A inteligência artificial (IA) também tem sido utilizada na tarefa, como é o caso do Laboratório Malta (Machine Learning Theory and Applications Lab), da Pontifícia Universidade Católica do Rio Grande do Sul (PUCRS).
A iniciativa conta com um financiamento da Fundação de Michael J. Fox para criar uma plataforma capaz de identificar subtipos da doença com o auxílio da tecnologia; a premissa dos pesquisadores é que há diversas tipos da enfermidade, mas que não são diferenciadas por conta da dificuldade na compreensão.
— Nossa inteligência artificial analisará um conjunto enorme de dados genômicos (de DNA e RNA) em um processo que seria impossível de ser conduzido mesmo com uma equipe grande de pesquisadores. A ideia é encontrar um padrão nos pacientes, para que, depois, outros profissionais possam pegar cada uma das “caixinhas” e tentar descobrir um medicamento ou fazer ensaios clínicos sobre esse subtipo — diz Rodrigo Coelho Barros, coordenador do laboratório.
O trabalho é parecido ao que ocorre no chamado marketing dirigido por dados: usar informações do usuário e encontrar padrões de comportamento para que anúncios sejam enviados conforme o interesse do consumidor.
— Determinadas características fazem com eu saiba o nicho de mercado de clientes. Com essa informação, eu consigo agrupar pessoas com interesses similares e vender para minha marca para elas, por exemplo. Só que, nesse caso, são clientes que têm um gosto parecido entre si, mas diferentes dos outros. Queremos localizar esses subtipos de clientes, assim como no Parkinson queremos encontrar subtipos da doença — exemplifica Barros.

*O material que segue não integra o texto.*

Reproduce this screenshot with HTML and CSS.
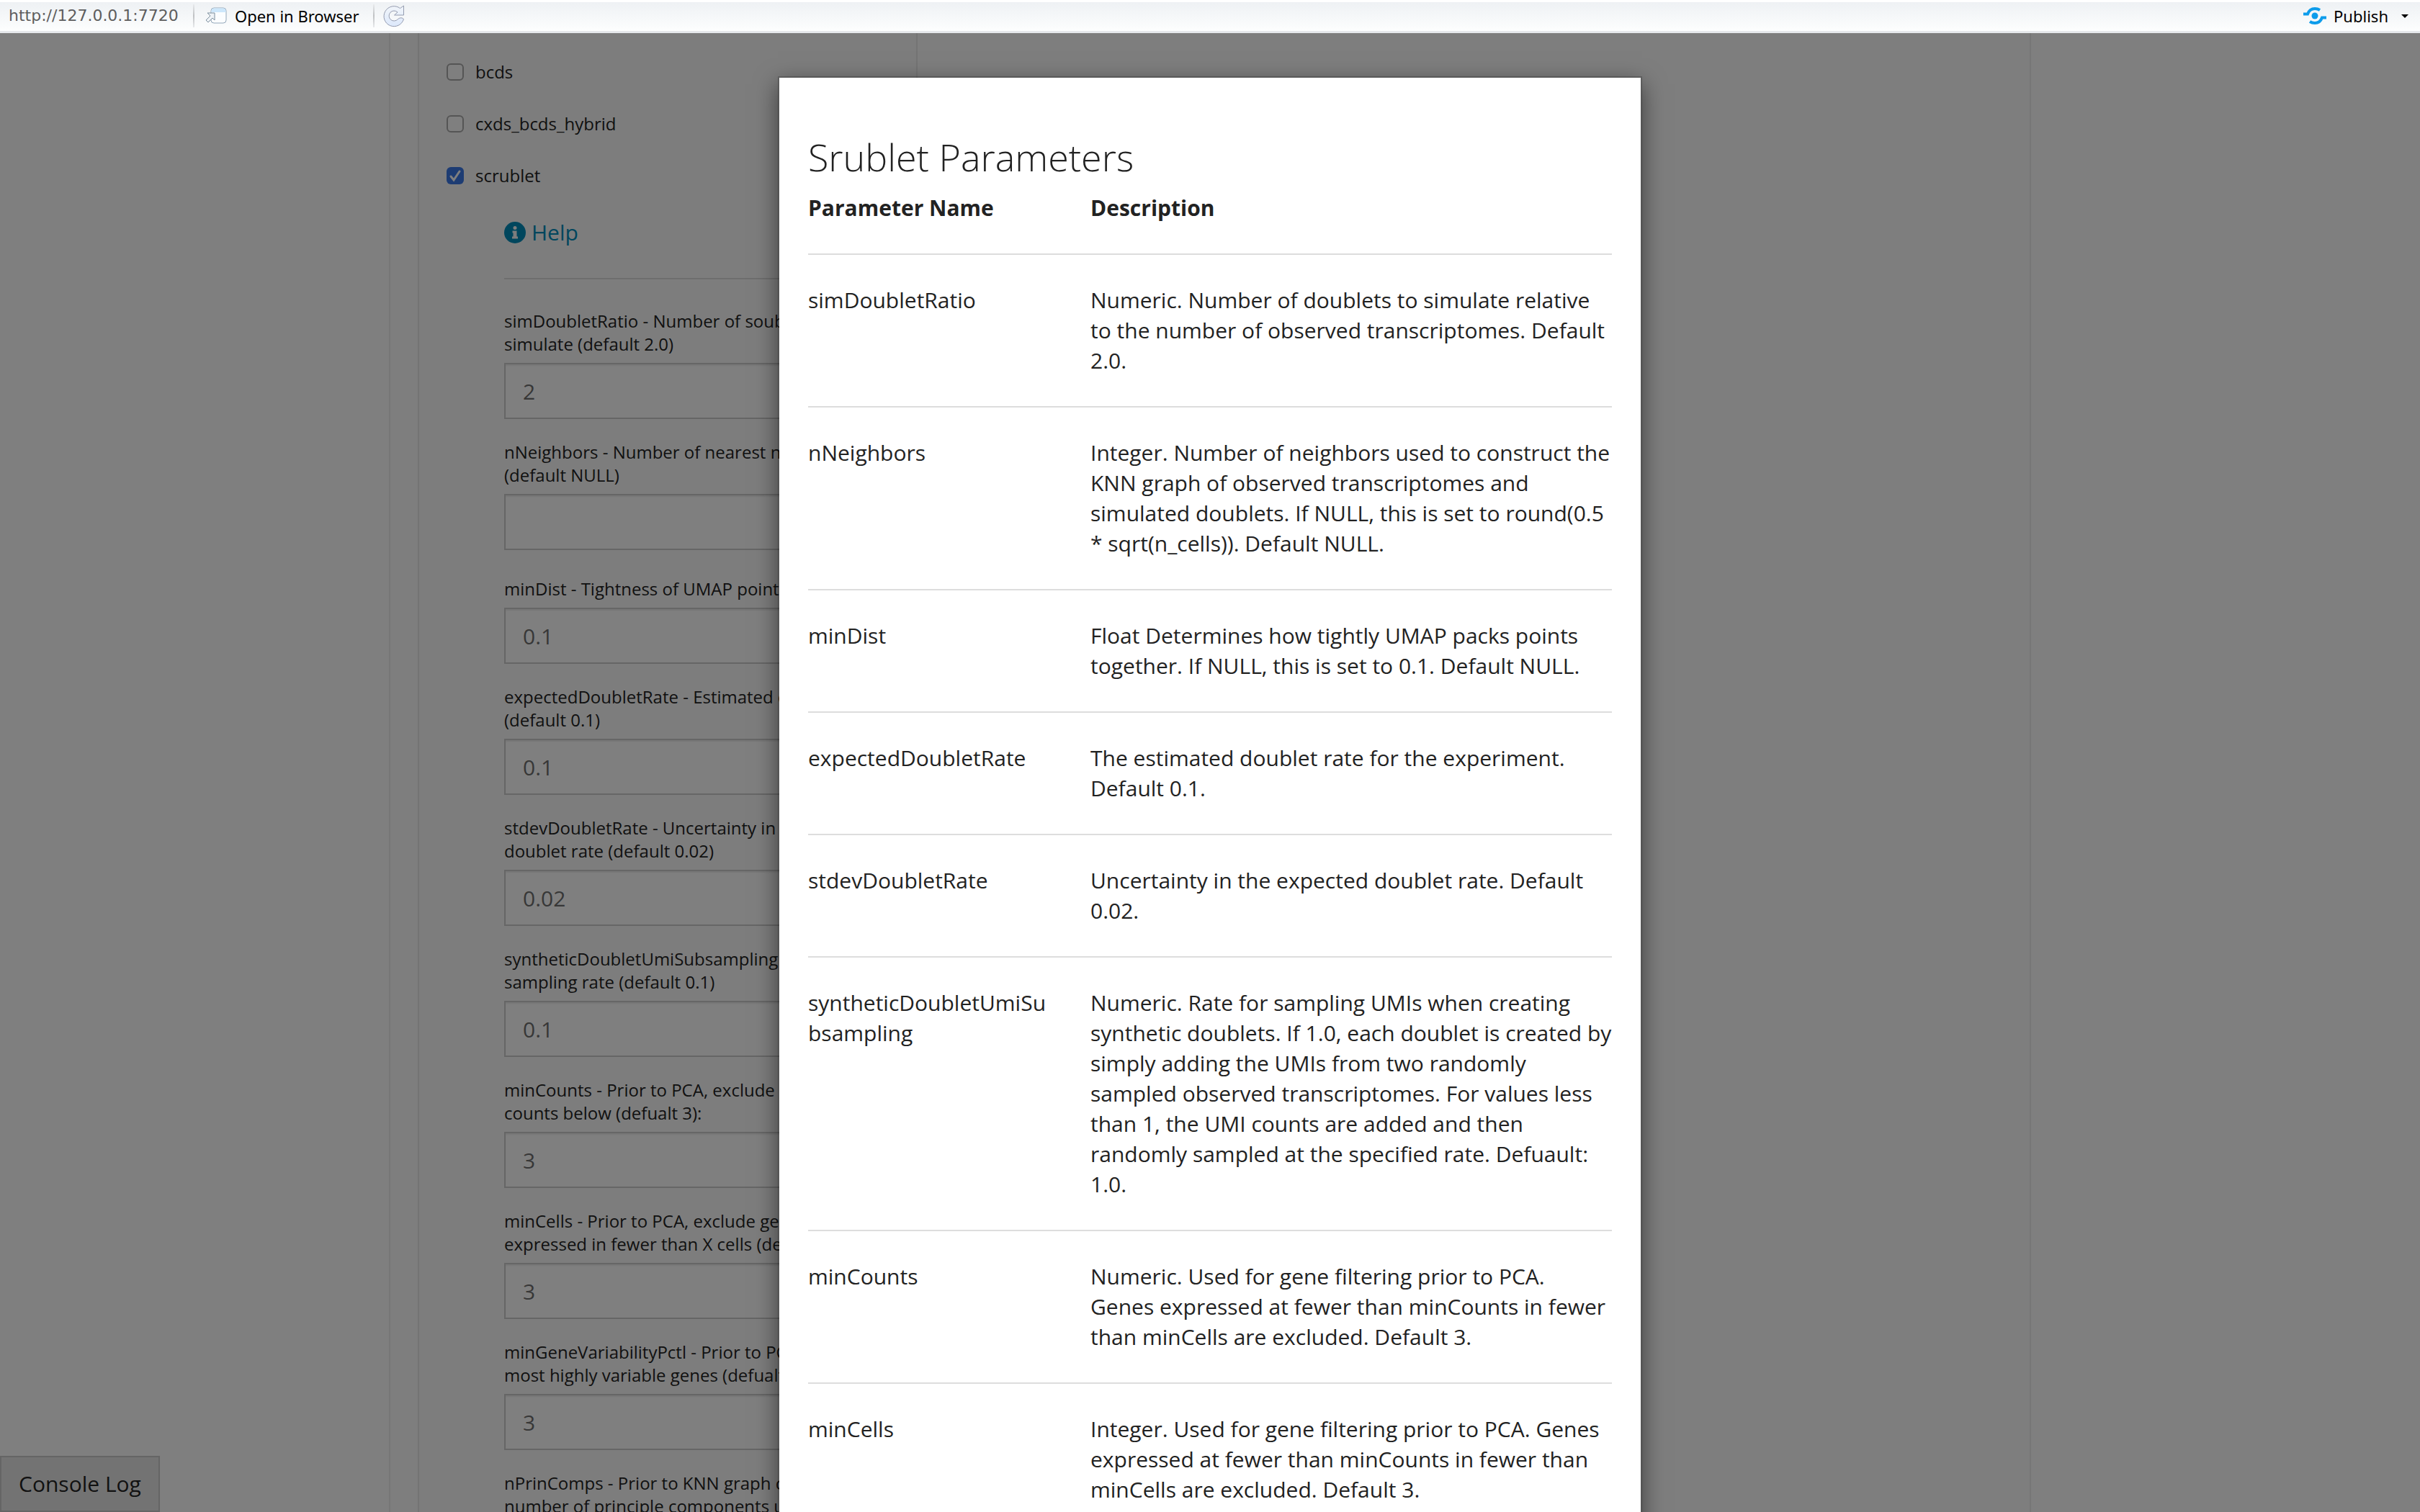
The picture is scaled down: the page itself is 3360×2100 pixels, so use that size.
FILE: index.html
```html
<!DOCTYPE html>
<html lang="en">
<head>
<meta charset="utf-8">
<title>Scrublet Parameters</title>
<link rel="stylesheet" href="styles.css">
</head>
<body>
<header class="toolbar">
  <span class="url">http://127.0.0.1:7720</span>
  <span class="separator"></span>
  <button class="tool open-browser" type="button">
    <svg class="icon-open" viewBox="0 0 32 24" aria-hidden="true">
      <rect x="9" y="1" width="21" height="21" rx="4" fill="#fbfdff" stroke="#93a7b9"/>
      <path d="M9.500 7V5a3.500 3.500 0 0 1 3.500-3.500h13A3.500 3.500 0 0 1 29.500 5v2z" fill="#cde7fb"/>
      <path d="M4 8h10v10l-3-3-6 6-3-3 6-6z" fill="#eef2f6" stroke="#7d8f9e" stroke-linejoin="round"/>
    </svg>
    Open in Browser
  </button>
  <span class="separator"></span>
  <button class="tool refresh" type="button" aria-label="Refresh">
    <svg class="icon-refresh" viewBox="0 0 30 32" aria-hidden="true">
      <defs><linearGradient id="refresh-fill" x1="0" y1="0" x2="0" y2="1"><stop offset="0" stop-color="#f1f5fa"/><stop offset="1" stop-color="#dce8fb"/></linearGradient></defs>
      <path d="M28.500 2v13H15.500l4.500-4a7 7 0 1 0 .5 9.500Q25 17 28.500 20.500A14 14 0 1 1 23.500 5.500z" fill="url(#refresh-fill)" stroke="#959cb0" stroke-linejoin="round"/>
    </svg>
  </button>
  <button class="tool publish" type="button">
    <svg class="icon-publish" viewBox="0 0 32 24" aria-hidden="true">
      <circle cx="16" cy="12" r="4.500" fill="#0d9ceb"/>
      <path d="M0 9.500h6C8 4 12 2 16 2c3 0 5 .7 7 2M32 14.500h-6C24 20 20 22 16 22c-3 0-5-.7-7-2" fill="none" stroke="#0d9ceb" stroke-width="4"/>
    </svg>
    Publish
    <svg class="icon-caret" viewBox="0 0 10 5" aria-hidden="true"><path d="M0 0h10L5 5z"/></svg>
  </button>
</header>

<div class="viewport">
  <main class="panel">
    <section class="well">
      <label class="check"><input type="checkbox">bcds</label>
      <label class="check"><input type="checkbox">cxds_bcds_hybrid</label>
      <label class="check"><input type="checkbox" checked>scrublet</label>
      <div class="options">
        <a class="help" href="#parameters">
          <svg class="icon-info" viewBox="0 0 30 30" aria-hidden="true">
            <circle cx="15" cy="15" r="15" fill="currentColor"/>
            <path d="M11.500 12.500h6v8h1.500v3h-8v-3h1.500v-5h-1z" fill="#fafafa"/>
            <circle cx="15" cy="8.500" r="2.500" fill="#fafafa"/>
          </svg>
          Help
        </a>
        <div class="field"><label for="f1">simDoubletRatio - Number of soublets to<br>simulate (default 2.0)</label><input id="f1" type="text" value="2"></div>
        <div class="field"><label for="f2">nNeighbors - Number of nearest neighbors<br>(default NULL)</label><input id="f2" type="text"></div>
        <div class="field"><label for="f3">minDist - Tightness of UMAP points</label><input id="f3" type="text" value="0.1"></div>
        <div class="field"><label for="f4">expectedDoubletRate - Estimated doublet rate<br>(default 0.1)</label><input id="f4" type="text" value="0.1"></div>
        <div class="field"><label for="f5">stdevDoubletRate - Uncertainty in the<br>doublet rate (default 0.02)</label><input id="f5" type="text" value="0.02"></div>
        <div class="field"><label for="f6">syntheticDoubletUmiSubsampling - UMI<br>sampling rate (default 0.1)</label><input id="f6" type="text" value="0.1"></div>
        <div class="field"><label for="f7">minCounts - Prior to PCA, exclude genes with<br>counts below (defualt 3):</label><input id="f7" type="text" value="3"></div>
        <div class="field"><label for="f8">minCells - Prior to PCA, exclude genes<br>expressed in fewer than X cells (default 3)</label><input id="f8" type="text" value="3"></div>
        <div class="field"><label for="f9">minGeneVariabilityPctl - Prior to PCA, keep<br>most highly variable genes (defualt 3)</label><input id="f9" type="text" value="3"></div>
        <div class="field"><label for="f10">nPrinComps - Prior to KNN graph construction,<br>number of principle components used</label><input id="f10" type="text"></div>
      </div>
    </section>
  </main>
  <button class="console" type="button">Console Log</button>

  <div class="backdrop">
    <div class="modal" role="dialog" aria-labelledby="parameters">
      <h3 id="parameters">Srublet Parameters</h3>
      <table>
        <thead><tr><th scope="col">Parameter Name</th><th scope="col">Description</th></tr></thead>
        <tbody>
          <tr><td>simDoubletRatio</td><td>Numeric. Number of doublets to simulate relative to the number of observed transcriptomes. Default 2.0.</td></tr>
          <tr><td>nNeighbors</td><td>Integer. Number of neighbors used to construct the KNN graph of observed transcriptomes and simulated doublets. If NULL, this is set to round(0.5 * sqrt(n_cells)). Default NULL.</td></tr>
          <tr><td>minDist</td><td>Float Determines how tightly UMAP packs points together. If NULL, this is set to 0.1. Default NULL.</td></tr>
          <tr><td>expectedDoubletRate</td><td>The estimated doublet rate for the experiment. Default 0.1.</td></tr>
          <tr><td>stdevDoubletRate</td><td>Uncertainty in the expected doublet rate. Default 0.02.</td></tr>
          <tr><td>syntheticDoubletUmiSubsampling</td><td>Numeric. Rate for sampling UMIs when creating synthetic doublets. If 1.0, each doublet is created by simply adding the UMIs from two randomly sampled observed transcriptomes. For values less than 1, the UMI counts are added and then randomly sampled at the specified rate. Defuault: 1.0.</td></tr>
          <tr><td>minCounts</td><td>Numeric. Used for gene filtering prior to PCA. Genes expressed at fewer than minCounts in fewer than minCells are excluded. Default 3.</td></tr>
          <tr><td>minCells</td><td>Integer. Used for gene filtering prior to PCA. Genes expressed at fewer than minCounts in fewer than minCells are excluded. Default 3.</td></tr>
        </tbody>
      </table>
    </div>
  </div>
</div>
</body>
</html>
```
FILE: styles.css
```css
* { box-sizing: border-box; }

body {
  margin: 0;
  height: 100vh;
  display: flex;
  flex-direction: column;
  overflow: hidden;
  font-family: "Open Sans", sans-serif;
  font-size: 30px;
  line-height: 42px;
  color: #222;
  background: #fff;
}

button, input { font: inherit; color: inherit; }

/* Viewer toolbar */
.toolbar {
  flex: none;
  height: 46px;
  display: flex;
  align-items: center;
  padding: 0 16px 2px 12px;
  border-top: 3px solid #fff;
  border-bottom: 3px solid #e6e8eb;
  background: linear-gradient(#eef1f4, #fdfefe);
  font-family: "Noto Sans", sans-serif;
  font-size: 22px;
  line-height: 30px;
  color: #000;
}
.url {
  width: 256px;
  font-family: "DejaVu Sans", sans-serif;
  color: #5e5e5e;
}
.separator {
  width: 2px;
  height: 32px;
  background: linear-gradient(#e8eaec, #bfc1c3, #e8eaec);
}
.tool {
  display: flex;
  align-items: center;
  padding: 0;
  border: 0;
  background: none;
}
.open-browser { width: 248px; padding-left: 14px; gap: 10px; }
.refresh { padding-left: 12px; }
.publish { margin-left: auto; gap: 10px; }
.icon-open { width: 32px; height: 24px; }
.icon-refresh { width: 30px; height: 32px; }
.icon-publish { width: 32px; height: 24px; }
.icon-caret { width: 10px; height: 5px; margin-left: 8px; }

/* App page below the toolbar */
.viewport {
  position: relative;
  flex: 1;
  min-height: 0;
  overflow: hidden;
}
.panel {
  width: 2280px;
  margin: 0 auto;
  padding: 0 38px;
  border: solid #ececec;
  border-width: 0 2px;
  background: #fdfdfd;
}
.well {
  width: 694px;
  padding: 38px 38px 0;
  border: solid #e8e8e8;
  border-width: 0 2px;
  background: #fafafa;
}
.check {
  display: flex;
  align-items: center;
  gap: 16px;
  height: 32px;
  margin-bottom: 40px;
  font-size: 24px;
  line-height: 32px;
}
.check input {
  appearance: none;
  width: 24px;
  height: 24px;
  margin: 0;
  border: 2px solid #aaa;
  border-radius: 6px;
  background: #fff;
}
.check input:checked {
  border: 0;
  background: #3b78e7 url("data:image/svg+xml,%3Csvg xmlns='http://www.w3.org/2000/svg' viewBox='0 0 24 24'%3E%3Cpath d='M6 13l4 5 8-12' fill='none' stroke='white' stroke-width='3' stroke-linecap='round'/%3E%3C/svg%3E");
}
.options { padding: 2px 0 0 80px; }
.help {
  display: flex;
  align-items: center;
  gap: 8px;
  padding-bottom: 42px;
  margin-bottom: 42px;
  border-bottom: 2px solid #ddd;
  color: #008cba;
  text-decoration: none;
}
.icon-info { width: 30px; height: 30px; }
.field { margin-bottom: 30px; }
.field label {
  display: flex;
  flex-direction: column;
  justify-content: flex-end;
  min-height: 40px;
  margin-bottom: 10px;
  font-size: 24px;
  line-height: 32px;
  white-space: nowrap;
}
.field input {
  display: block;
  width: 100%;
  height: 78px;
  padding: 0 24px;
  border: 2px solid #ccc;
  background: #fff;
  box-shadow: inset 0 2px 2px rgba(0, 0, 0, 0.08);
  color: #6f6f6f;
}
.console {
  position: absolute;
  left: 0;
  bottom: 0;
  height: 78px;
  padding: 0 24px;
  border: 2px solid #cbcbcb;
  background: #e7e7e7;
}

/* Modal dialog */
.backdrop {
  position: absolute;
  inset: 0;
  overflow: hidden;
  background: rgba(0, 0, 0, 0.5);
}
.modal {
  width: 1200px;
  margin: 60px auto;
  padding: 74px 40px 40px;
  border: 2px solid rgba(0, 0, 0, 0.2);
  background: #fff;
  background-clip: padding-box;
  box-shadow: 0 10px 30px rgba(0, 0, 0, 0.5);
}
.modal h3 {
  margin: 0 0 14px;
  font-size: 52px;
  font-weight: 300;
  line-height: 72px;
}
table {
  width: 100%;
  table-layout: fixed;
  border-spacing: 0;
}
th, td {
  padding: 42px 0;
  text-align: left;
  vertical-align: top;
  overflow-wrap: break-word;
}
th { padding-top: 0; }
td { border-top: 2px solid #ddd; }
th:first-child, td:first-child { width: 392px; padding-right: 60px; }
```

Além de analisar os dados biológicos, os pesquisadores também buscam encontrar padrões em neuroimagens de pessoas com Parkinson.
Os dados dos pacientes são retirados de plataformas destinadas a estudos sobre a doença. O Malta reúne especialistas em análise de dados e IA, e integra um núcleo multidisciplinar de pesquisadores que recebeu um financiamento de US$ 300 mil para criar a inteligência artificial em um prazo de 18 meses; a ideia é finalizar o trabalho no fim deste ano.